Rows from a dataset of pages and code
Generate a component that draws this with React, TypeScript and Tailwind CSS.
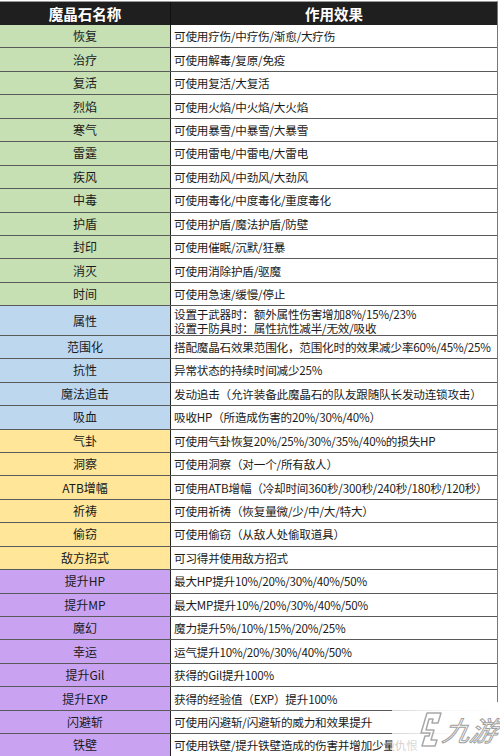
import React from 'react';

type Row = { name: string; effect: string[]; tone: 'green' | 'blue' | 'yellow' | 'purple'; tall?: boolean };

const TONES: Record<Row['tone'], string> = {
  green: 'bg-[#c6e0b4]',
  blue: 'bg-[#bdd7ee]',
  yellow: 'bg-[#ffe699]',
  purple: 'bg-[#c9a3f1]',
};

const ROWS: Row[] = [
  { name: '恢复', effect: ['可使用疗伤/中疗伤/渐愈/大疗伤'], tone: 'green' },
  { name: '治疗', effect: ['可使用解毒/复原/免疫'], tone: 'green' },
  { name: '复活', effect: ['可使用复活/大复活'], tone: 'green' },
  { name: '烈焰', effect: ['可使用火焰/中火焰/大火焰'], tone: 'green' },
  { name: '寒气', effect: ['可使用暴雪/中暴雪/大暴雪'], tone: 'green' },
  { name: '雷霆', effect: ['可使用雷电/中雷电/大雷电'], tone: 'green' },
  { name: '疾风', effect: ['可使用劲风/中劲风/大劲风'], tone: 'green' },
  { name: '中毒', effect: ['可使用毒化/中度毒化/重度毒化'], tone: 'green' },
  { name: '护盾', effect: ['可使用护盾/魔法护盾/防壁'], tone: 'green' },
  { name: '封印', effect: ['可使用催眠/沉默/狂暴'], tone: 'green' },
  { name: '消灭', effect: ['可使用消除护盾/驱魔'], tone: 'green' },
  { name: '时间', effect: ['可使用急速/缓慢/停止'], tone: 'green' },
  {
    name: '属性',
    effect: ['设置于武器时：额外属性伤害增加8%/15%/23%', '设置于防具时：属性抗性减半/无效/吸收'],
    tone: 'blue',
    tall: true,
  },
  { name: '范围化', effect: ['搭配魔晶石效果范围化，范围化时的效果减少率60%/45%/25%'], tone: 'blue' },
  { name: '抗性', effect: ['异常状态的持续时间减少25%'], tone: 'blue' },
  { name: '魔法追击', effect: ['发动追击（允许装备此魔晶石的队友跟随队长发动连锁攻击）'], tone: 'blue' },
  { name: '吸血', effect: ['吸收HP（所造成伤害的20%/30%/40%）'], tone: 'blue' },
  { name: '气卦', effect: ['可使用气卦恢复20%/25%/30%/35%/40%的损失HP'], tone: 'yellow' },
  { name: '洞察', effect: ['可使用洞察（对一个/所有敌人）'], tone: 'yellow' },
  { name: 'ATB增幅', effect: ['可使用ATB增幅（冷却时间360秒/300秒/240秒/180秒/120秒）'], tone: 'yellow' },
  { name: '祈祷', effect: ['可使用祈祷（恢复量微/少/中/大/特大）'], tone: 'yellow' },
  { name: '偷窃', effect: ['可使用偷窃（从敌人处偷取道具）'], tone: 'yellow' },
  { name: '敌方招式', effect: ['可习得并使用敌方招式'], tone: 'yellow' },
  { name: '提升HP', effect: ['最大HP提升10%/20%/30%/40%/50%'], tone: 'purple' },
  { name: '提升MP', effect: ['最大MP提升10%/20%/30%/40%/50%'], tone: 'purple' },
  { name: '魔幻', effect: ['魔力提升5%/10%/15%/20%/25%'], tone: 'purple' },
  { name: '幸运', effect: ['运气提升10%/20%/30%/40%/50%'], tone: 'purple' },
  { name: '提升Gil', effect: ['获得的Gil提升100%'], tone: 'purple' },
  { name: '提升EXP', effect: ['获得的经验值（EXP）提升100%'], tone: 'purple' },
  { name: '闪避斩', effect: ['可使用闪避斩/闪避斩的威力和效果提升'], tone: 'purple' },
  { name: '铁壁', effect: ['可使用铁壁/提升铁壁造成的伤害并增加少量仇恨'], tone: 'purple' },
];

const FONT = "font-['Noto_Sans_CJK_SC','Noto_Sans',sans-serif]";

function Watermark() {
  return (
    <div className="absolute right-0 bottom-0 w-[108px] h-[54px] bg-gradient-to-r from-white/75 via-white/95 to-white flex items-center gap-[1px] pl-[25px]">
      <svg width="26" height="38" viewBox="0 0 26 38" fill="none">
        <path
          d="M10 3 L24 3 L21 13 L15 13 L16 9 L12 9 L9 20 L17 20 L14 30 L20 30 L18 36 L5 36 L8 26 L12 26 L13 23 L4 23 Z"
          stroke="#a8a8a8"
          strokeWidth="1.5"
          strokeLinejoin="round"
          fill="white"
        />
      </svg>
      <span className="text-[27px] italic leading-none text-white [-webkit-text-stroke:1px_#a0a0a0] font-['Noto_Sans_CJK_SC',sans-serif] -skew-x-12">
        九游
      </span>
    </div>
  );
}

export default function App() {
  return (
    <div className={`relative w-[500px] h-[756px] overflow-hidden bg-white pt-[1px] ${FONT}`}>
      <div className="w-[498px] border-t border-r border-t-[#9a9a9a] border-r-[#777]">
        <div className="flex h-[23px] bg-[#1f1f1f] text-white font-bold text-[14.5px]">
          <div className="w-[171px] flex items-center justify-center border-r border-[#111]">魔晶石名称</div>
          <div className="flex-1 flex items-center justify-center">作用效果</div>
        </div>
        {ROWS.map((row) => (
          <div
            key={row.name}
            className={`flex border-b border-[#5a5a5a] ${row.tall ? 'h-[29.5px]' : 'h-[23.45px]'}`}
          >
            <div
              className={`w-[171px] shrink-0 flex items-center justify-center border-r border-[#222] text-[12px] text-[#1a1a1a] ${TONES[row.tone]}`}
            >
              {row.name}
            </div>
            <div className="flex-1 min-w-0 flex flex-col justify-center pl-[3px] text-[11.6px] leading-[14px] tracking-[-0.2px] text-[#1a1a1a] whitespace-nowrap">
              {row.effect.map((line) => (
                <div key={line}>{line}</div>
              ))}
            </div>
          </div>
        ))}
      </div>
      <Watermark />
    </div>
  );
}
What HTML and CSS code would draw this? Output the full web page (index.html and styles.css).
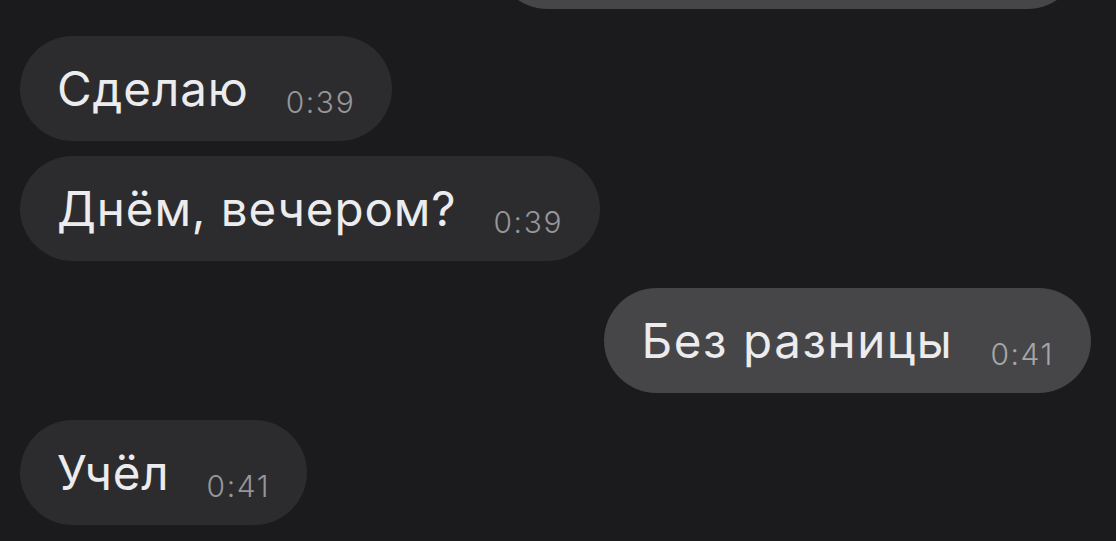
FILE: index.html
```html
<!DOCTYPE html>
<html lang="ru">
<head>
  <meta charset="UTF-8">
  <meta name="viewport" content="width=device-width, initial-scale=1.0">
  <title>Чат</title>
  <link rel="stylesheet" href="styles.css">
</head>
<body>

<div class="chat">
  <!-- предыдущее сообщение, видна только нижняя часть -->
  <div class="message outgoing previous">
    <div class="bubble bubble-cut"></div>
  </div>

  <div class="message incoming">
    <div class="bubble">
      <span class="text">Сделаю</span>
      <span class="time">0:39</span>
    </div>
  </div>

  <div class="message incoming tight">
    <div class="bubble">
      <span class="text">Днём, вечером?</span>
      <span class="time">0:39</span>
    </div>
  </div>

  <div class="message outgoing">
    <div class="bubble">
      <span class="text">Без разницы</span>
      <span class="time">0:41</span>
    </div>
  </div>

  <div class="message incoming">
    <div class="bubble">
      <span class="text">Учёл</span>
      <span class="time">0:41</span>
    </div>
  </div>
</div>

</body>
</html>
```

FILE: styles.css
```css
body {
  margin: 0;
  background-color: #1b1b1d;
  font-family: 'Inter', 'Noto Sans', sans-serif;
  overflow: hidden;
}

.chat {
  display: flex;
  flex-direction: column;
  padding: 0 25px 0 20px;
  margin-top: -96px;
}

.message {
  display: flex;
  margin-top: 27px;
}

.message.previous {
  margin-top: 0;
}

.message.tight {
  margin-top: 15px;
}

.message.outgoing {
  justify-content: flex-end;
}

.bubble {
  display: flex;
  align-items: center;
  height: 105px;
  box-sizing: border-box;
  padding: 0 37px;
  gap: 37px;
  border-radius: 53px;
  background-color: #2c2c2e;
}

.outgoing .bubble {
  background-color: #464648;
}

.bubble-cut {
  width: 585px;
  margin-right: 11px;
}

.text {
  font-size: 47.5px;
  font-weight: 370;
  color: #ececee;
  letter-spacing: 0.9px;
}

.outgoing .text {
  letter-spacing: 1.6px;
}

.time {
  font-size: 30px;
  font-weight: 360;
  color: #96969b;
  margin-top: 26px;
  letter-spacing: 1.6px;
}

.outgoing .time {
  color: #a6a6aa;
}
```
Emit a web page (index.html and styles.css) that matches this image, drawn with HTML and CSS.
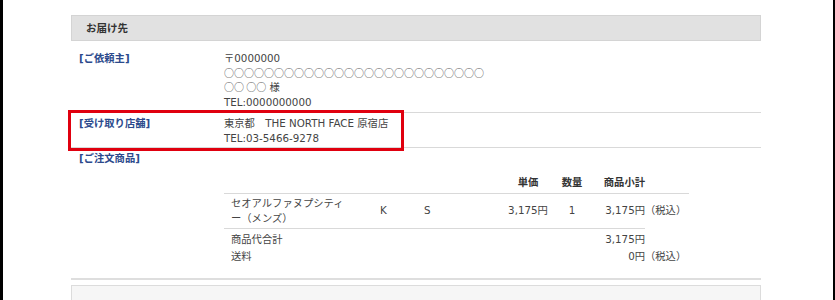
FILE: index.html
```html
<!DOCTYPE html>
<html lang="ja">
<head>
<meta charset="utf-8">
<title>お届け先</title>
<link rel="stylesheet" href="styles.css">
</head>
<body>
<div class="page">
  <div class="content">
    <div class="box-head">お届け先</div>

    <div class="row row-first">
      <div class="label">[ご依頼主]</div>
      <div class="value">
        <div>〒0000000</div>
        <div class="cjk circles">○○○○○○○○○○○○○○○○○○○○○○○○○○</div>
        <div><span class="cjk circles">○○ ○○</span> 様</div>
        <div>TEL:0000000000</div>
      </div>
    </div>

    <div class="row row-line row-shop">
      <div class="label">[受け取り店舗]</div>
      <div class="value">
        <div>東京都　THE NORTH FACE 原宿店</div>
        <div>TEL:03-5466-9278</div>
      </div>
      <div class="highlight"></div>
    </div>

    <div class="row-order row-line">
      <div class="label">[ご注文商品]</div>
      <table class="items">
        <colgroup>
          <col class="c-name"><col class="c-color"><col class="c-size"><col class="c-price"><col class="c-qty"><col class="c-sub"><col class="c-tax">
        </colgroup>
        <thead>
          <tr>
            <th></th><th></th><th></th>
            <th class="center">単価</th>
            <th class="center">数量</th>
            <th class="right">商品小計</th>
            <th></th>
          </tr>
        </thead>
        <tbody>
          <tr class="item">
            <td class="name">セオアルファヌプシティー（メンズ）</td>
            <td class="opt">K</td>
            <td class="opt">S</td>
            <td class="center">3,175円</td>
            <td class="center">1</td>
            <td class="right">3,175円</td>
            <td class="tax">（税込）</td>
          </tr>
          <tr class="sum first">
            <td class="name" colspan="3">商品代合計</td>
            <td colspan="3" class="right">3,175円</td>
            <td class="tax"></td>
          </tr>
          <tr class="sum">
            <td class="name" colspan="3">送料</td>
            <td colspan="3" class="right">0円</td>
            <td class="tax">（税込）</td>
          </tr>
        </tbody>
      </table>
    </div>

    <div class="box-head box-next">お支払い方法</div>
  </div>
</div>
</body>
</html>
```

FILE: styles.css
```css
html, body {
  margin: 0;
  padding: 0;
  background: #fff;
}
body {
  font-family: "DejaVu Sans", "Noto Sans CJK JP", sans-serif;
  font-size: 10.3px;
  line-height: 14.7px;
  color: #444;
}
.page {
  height: 300px;
  overflow: hidden;
  border-left: 3px solid #000;
  border-right: 2px solid #000;
  box-sizing: border-box;
}
.content {
  margin: 15px 0 0 68px;
  width: 690px;
}
.cjk {
  font-family: "Noto Sans CJK JP", sans-serif;
}
.circles {
  color: #555;
  font-size: 10px;
}
.box-head {
  height: 24px;
  line-height: 24px;
  background: #e1e1e1;
  border: 1px solid #d4d4d4;
  padding-left: 14px;
  font-weight: bold;
  color: #333;
  font-size: 10.5px;
}
.row {
  position: relative;
  display: grid;
  grid-template-columns: 153px 1fr;
}
.row-first {
  margin-top: 10px;
  padding: 0 0 2px;
}
.row-line {
  border-top: 1px solid #d9d9d9;
}
.row-shop {
  padding: 3px 0 2px;
}
.label {
  padding-left: 8px;
  font-weight: bold;
  color: #2c4a8c;
}
.highlight {
  position: absolute;
  left: -3px;
  top: -3px;
  width: 330px;
  height: 35px;
  border: 3px solid #e0000f;
}
.row-order {
  padding: 3px 0 14px;
  border-bottom: 2px solid #dedede;
}
.items {
  margin: 5px 0 0 153px;
  width: 465px;
  border-collapse: collapse;
  table-layout: fixed;
}
.c-name { width: 148px; }
.c-color { width: 44px; }
.c-size { width: 80px; }
.c-price { width: 64px; }
.c-qty { width: 24px; }
.c-sub { width: 61px; }
.c-tax { width: 44px; }
.items th {
  font-weight: bold;
  color: #333;
  padding: 4px 0 3px;
  border-bottom: 1px solid #d9d9d9;
  text-align: left;
  white-space: nowrap;
}
.items td {
  padding: 0;
  vertical-align: middle;
  text-align: left;
}
.center { text-align: center !important; }
.right { text-align: right !important; }
.item td {
  padding: 2px 0 2px;
  line-height: 15px;
  border-bottom: 1px solid #d9d9d9;
}
.item td.tax {
  border-bottom: none;
}
.items td.name {
  padding-left: 7px;
  padding-right: 28px;
  line-break: loose;
}
.items td.opt {
  padding-left: 8px;
}
.items td.tax {
  white-space: nowrap;
}
.sum td {
  padding: 2px 0 0;
  line-height: 15px;
}
.sum.first td {
  padding-top: 3px;
}
.box-next {
  margin-top: 5px;
  background: #f6f6f6;
  border-color: #dcdcdc;
  height: 40px;
  line-height: 30px;
  padding-top: 8px;
}
```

• **Required work**
Report the number of lines above containing the word "React", with no other text.

• **Solution to this problem**
2